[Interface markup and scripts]
------------

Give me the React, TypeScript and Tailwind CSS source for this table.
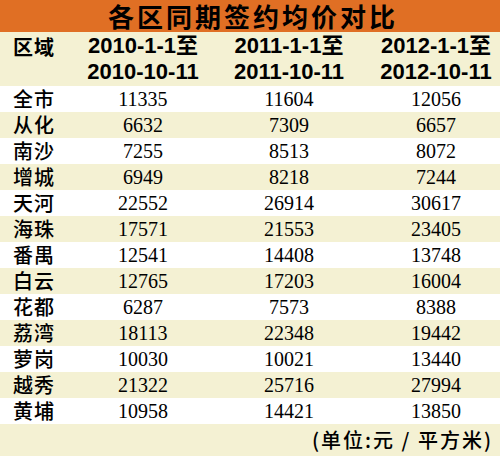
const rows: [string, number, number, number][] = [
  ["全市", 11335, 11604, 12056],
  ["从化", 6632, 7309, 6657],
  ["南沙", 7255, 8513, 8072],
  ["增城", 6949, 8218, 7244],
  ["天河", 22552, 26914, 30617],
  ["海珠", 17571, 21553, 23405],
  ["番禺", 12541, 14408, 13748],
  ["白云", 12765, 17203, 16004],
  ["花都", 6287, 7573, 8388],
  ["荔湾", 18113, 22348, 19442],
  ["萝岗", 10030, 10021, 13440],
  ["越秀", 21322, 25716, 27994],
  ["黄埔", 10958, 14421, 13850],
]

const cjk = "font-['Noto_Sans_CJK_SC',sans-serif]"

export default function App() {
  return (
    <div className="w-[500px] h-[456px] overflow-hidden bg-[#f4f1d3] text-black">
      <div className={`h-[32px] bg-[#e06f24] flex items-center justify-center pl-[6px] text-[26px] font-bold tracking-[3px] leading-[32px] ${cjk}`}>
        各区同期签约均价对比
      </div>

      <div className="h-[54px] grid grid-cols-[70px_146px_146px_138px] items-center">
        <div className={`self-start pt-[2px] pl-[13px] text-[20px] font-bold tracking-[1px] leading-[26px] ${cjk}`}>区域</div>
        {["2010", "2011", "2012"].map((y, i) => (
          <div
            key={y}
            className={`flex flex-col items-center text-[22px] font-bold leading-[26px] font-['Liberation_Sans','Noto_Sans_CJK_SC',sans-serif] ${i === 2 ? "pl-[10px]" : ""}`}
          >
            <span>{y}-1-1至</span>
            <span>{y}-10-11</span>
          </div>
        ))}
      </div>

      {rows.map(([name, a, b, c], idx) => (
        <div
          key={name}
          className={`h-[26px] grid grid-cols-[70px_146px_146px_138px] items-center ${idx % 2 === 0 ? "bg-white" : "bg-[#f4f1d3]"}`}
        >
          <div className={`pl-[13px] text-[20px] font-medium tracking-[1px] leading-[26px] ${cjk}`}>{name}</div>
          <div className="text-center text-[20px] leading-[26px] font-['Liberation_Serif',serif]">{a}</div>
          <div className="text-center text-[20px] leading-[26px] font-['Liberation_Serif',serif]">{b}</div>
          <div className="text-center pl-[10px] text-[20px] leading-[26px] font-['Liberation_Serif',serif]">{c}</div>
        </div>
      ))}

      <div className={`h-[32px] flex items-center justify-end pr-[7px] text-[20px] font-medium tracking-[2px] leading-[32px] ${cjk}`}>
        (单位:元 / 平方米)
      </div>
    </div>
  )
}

------------

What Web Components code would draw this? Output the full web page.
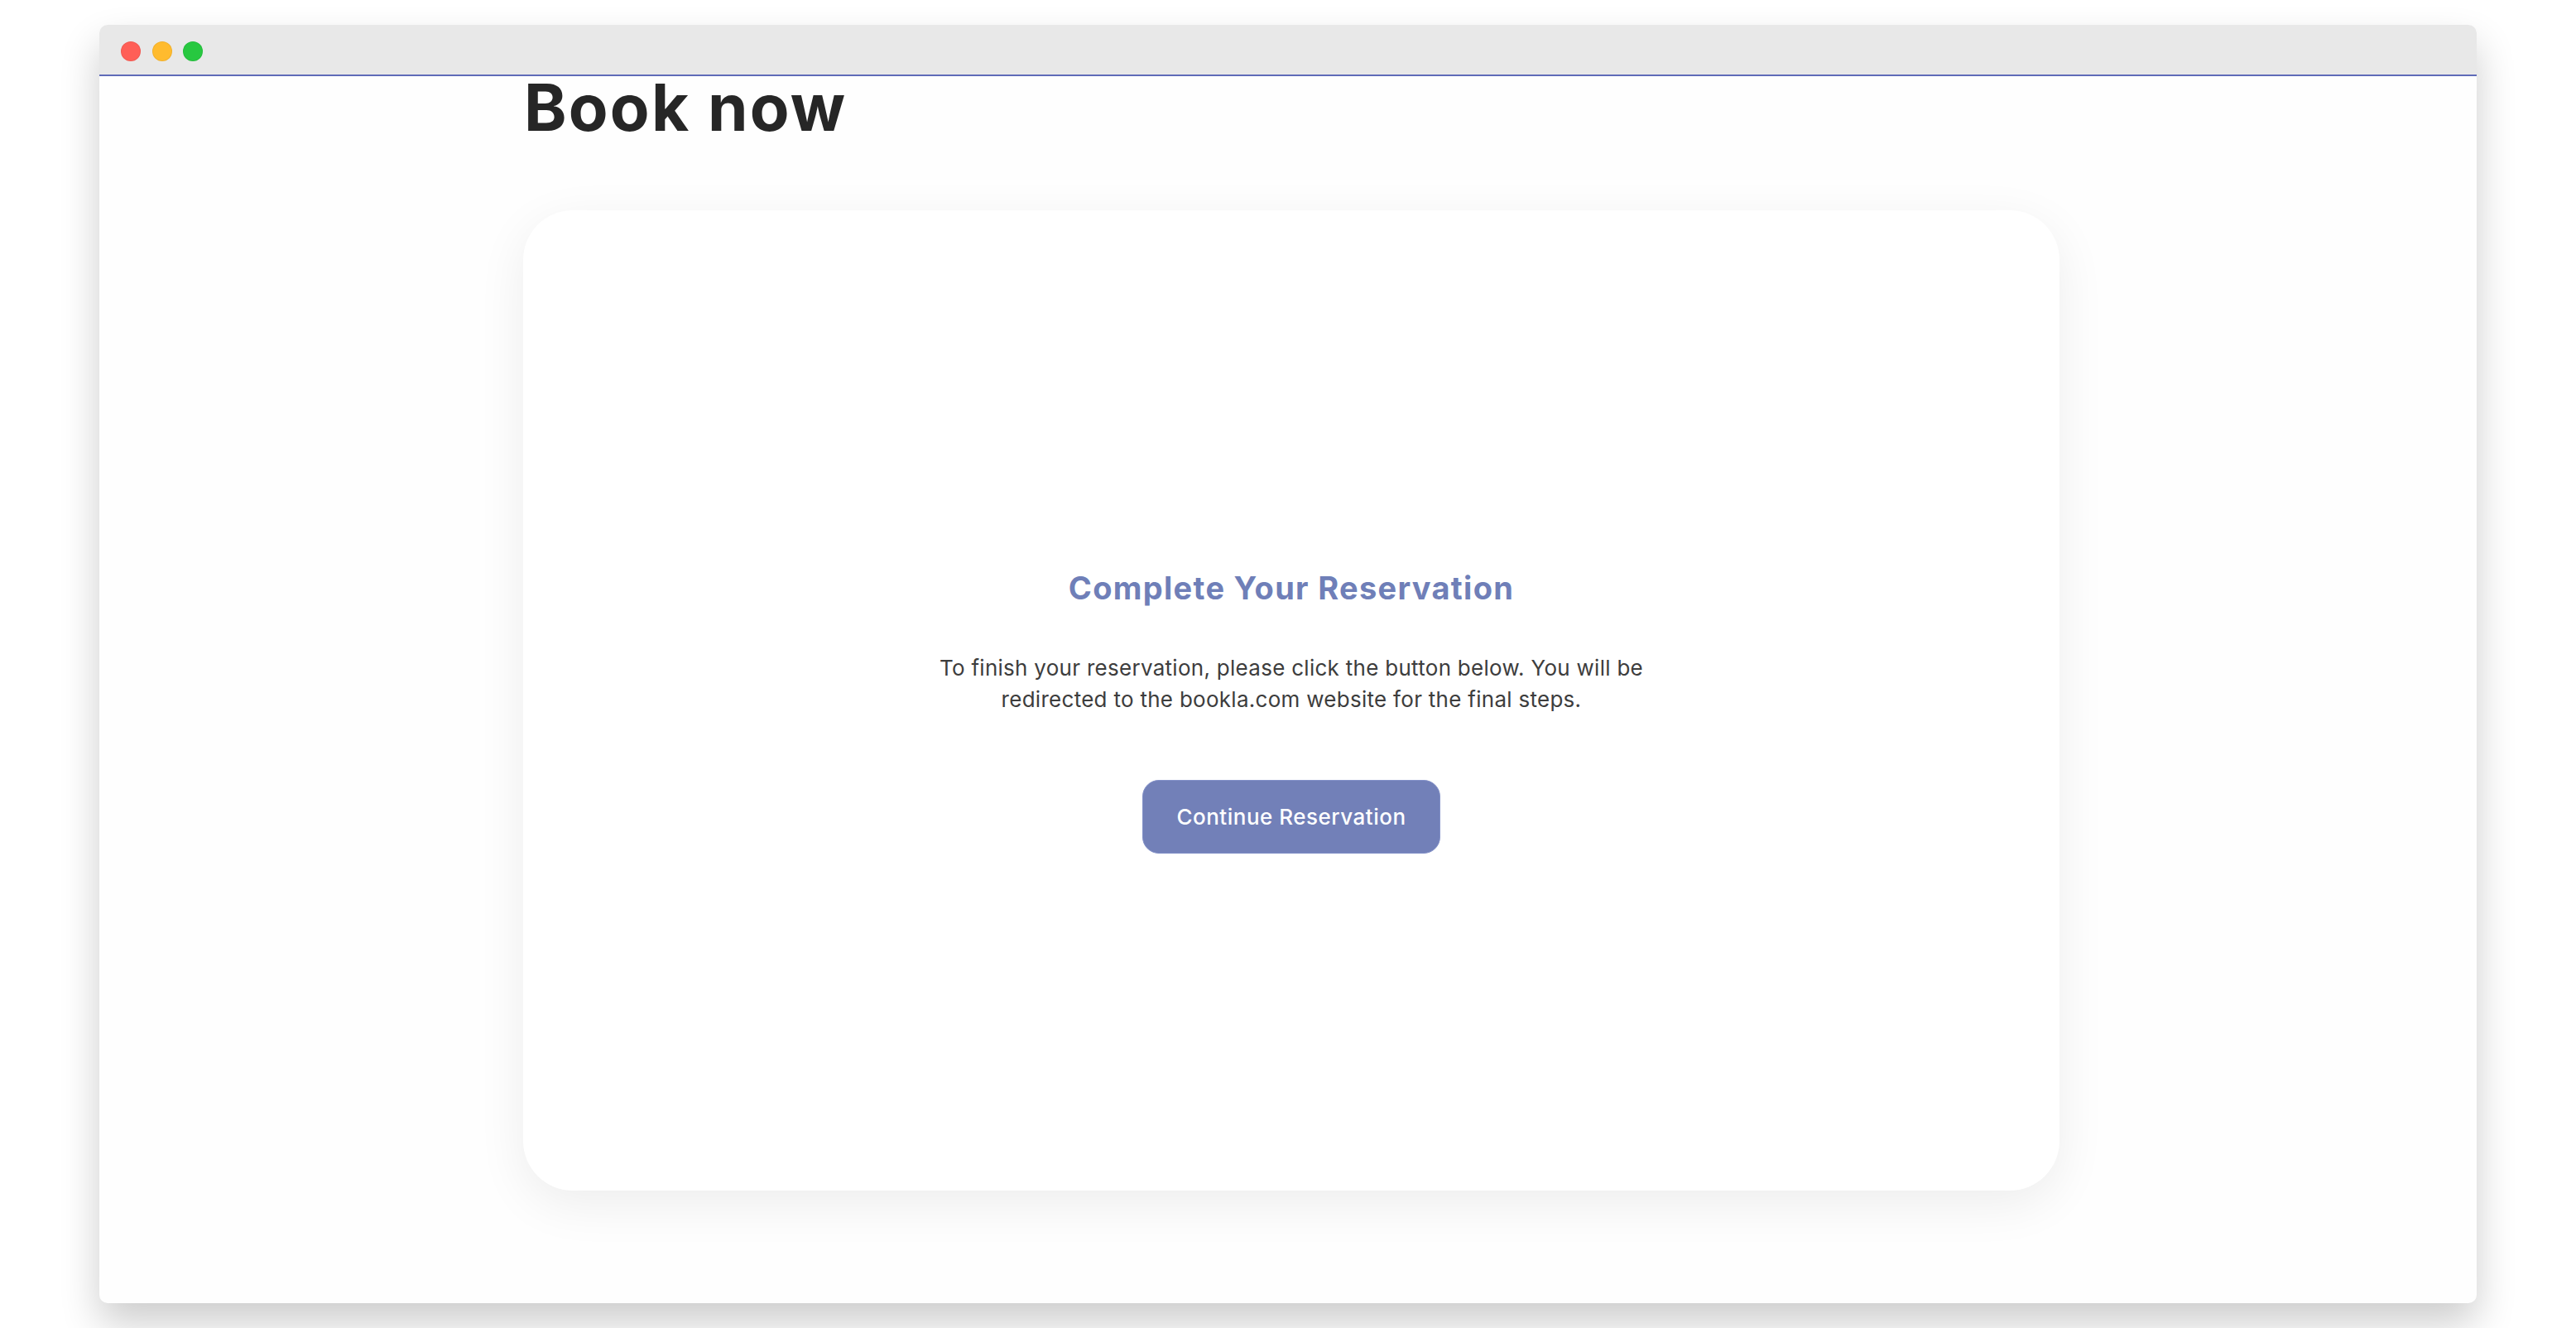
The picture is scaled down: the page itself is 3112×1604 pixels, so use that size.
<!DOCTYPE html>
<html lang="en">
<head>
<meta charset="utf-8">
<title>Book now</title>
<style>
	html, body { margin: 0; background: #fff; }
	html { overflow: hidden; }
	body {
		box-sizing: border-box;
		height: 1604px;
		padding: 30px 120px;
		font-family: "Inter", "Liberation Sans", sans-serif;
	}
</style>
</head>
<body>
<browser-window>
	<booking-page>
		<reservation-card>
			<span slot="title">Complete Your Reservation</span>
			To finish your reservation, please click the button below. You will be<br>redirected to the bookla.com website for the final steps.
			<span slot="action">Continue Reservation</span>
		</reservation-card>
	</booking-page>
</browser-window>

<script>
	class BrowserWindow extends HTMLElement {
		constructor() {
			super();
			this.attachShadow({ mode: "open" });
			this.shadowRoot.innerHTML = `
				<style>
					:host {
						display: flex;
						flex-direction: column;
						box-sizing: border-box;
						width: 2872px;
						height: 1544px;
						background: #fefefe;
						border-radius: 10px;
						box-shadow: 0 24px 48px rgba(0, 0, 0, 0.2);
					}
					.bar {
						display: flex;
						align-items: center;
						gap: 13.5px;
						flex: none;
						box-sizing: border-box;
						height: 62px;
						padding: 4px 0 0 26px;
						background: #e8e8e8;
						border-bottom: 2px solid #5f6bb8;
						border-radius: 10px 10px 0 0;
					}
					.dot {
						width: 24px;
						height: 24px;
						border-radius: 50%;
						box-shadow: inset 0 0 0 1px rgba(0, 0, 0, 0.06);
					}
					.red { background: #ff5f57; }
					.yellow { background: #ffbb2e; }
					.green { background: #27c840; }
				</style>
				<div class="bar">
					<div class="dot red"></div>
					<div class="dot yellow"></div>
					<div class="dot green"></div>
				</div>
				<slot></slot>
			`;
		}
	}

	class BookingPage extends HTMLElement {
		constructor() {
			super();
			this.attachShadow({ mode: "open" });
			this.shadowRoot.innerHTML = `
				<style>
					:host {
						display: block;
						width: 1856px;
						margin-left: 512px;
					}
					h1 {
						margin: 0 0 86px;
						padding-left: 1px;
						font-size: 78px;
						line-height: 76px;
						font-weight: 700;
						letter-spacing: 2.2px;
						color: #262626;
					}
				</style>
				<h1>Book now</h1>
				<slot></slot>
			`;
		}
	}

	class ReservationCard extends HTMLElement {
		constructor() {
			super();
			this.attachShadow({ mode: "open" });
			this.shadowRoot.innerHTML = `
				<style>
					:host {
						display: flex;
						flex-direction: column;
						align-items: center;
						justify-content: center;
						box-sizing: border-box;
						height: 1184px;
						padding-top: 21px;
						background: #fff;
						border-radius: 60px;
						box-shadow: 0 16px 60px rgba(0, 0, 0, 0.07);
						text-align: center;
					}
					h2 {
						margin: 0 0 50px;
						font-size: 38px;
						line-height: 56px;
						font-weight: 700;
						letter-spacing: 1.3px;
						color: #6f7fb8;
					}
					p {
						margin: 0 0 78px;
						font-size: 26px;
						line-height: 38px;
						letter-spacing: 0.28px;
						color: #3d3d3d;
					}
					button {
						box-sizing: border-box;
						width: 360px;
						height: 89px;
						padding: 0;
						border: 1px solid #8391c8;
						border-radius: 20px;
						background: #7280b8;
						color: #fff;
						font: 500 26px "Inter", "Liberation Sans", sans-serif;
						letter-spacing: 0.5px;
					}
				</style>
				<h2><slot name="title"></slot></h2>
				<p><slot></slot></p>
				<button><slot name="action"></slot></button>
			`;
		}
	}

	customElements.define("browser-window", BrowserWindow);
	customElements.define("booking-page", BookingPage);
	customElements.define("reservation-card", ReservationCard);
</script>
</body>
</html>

------------

**AIM**
Quote the lines that begin at the line containing "The picture is" and end at the line containing "</browser-window>", keeping both of those lines.

**RESULT OF THIS EXERCISE**
The picture is scaled down: the page itself is 3112×1604 pixels, so use that size.
<!DOCTYPE html>
<html lang="en">
<head>
<meta charset="utf-8">
<title>Book now</title>
<style>
	html, body { margin: 0; background: #fff; }
	html { overflow: hidden; }
	body {
		box-sizing: border-box;
		height: 1604px;
		padding: 30px 120px;
		font-family: "Inter", "Liberation Sans", sans-serif;
	}
</style>
</head>
<body>
<browser-window>
	<booking-page>
		<reservation-card>
			<span slot="title">Complete Your Reservation</span>
			To finish your reservation, please click the button below. You will be<br>redirected to the bookla.com website for the final steps.
			<span slot="action">Continue Reservation</span>
		</reservation-card>
	</booking-page>
</browser-window>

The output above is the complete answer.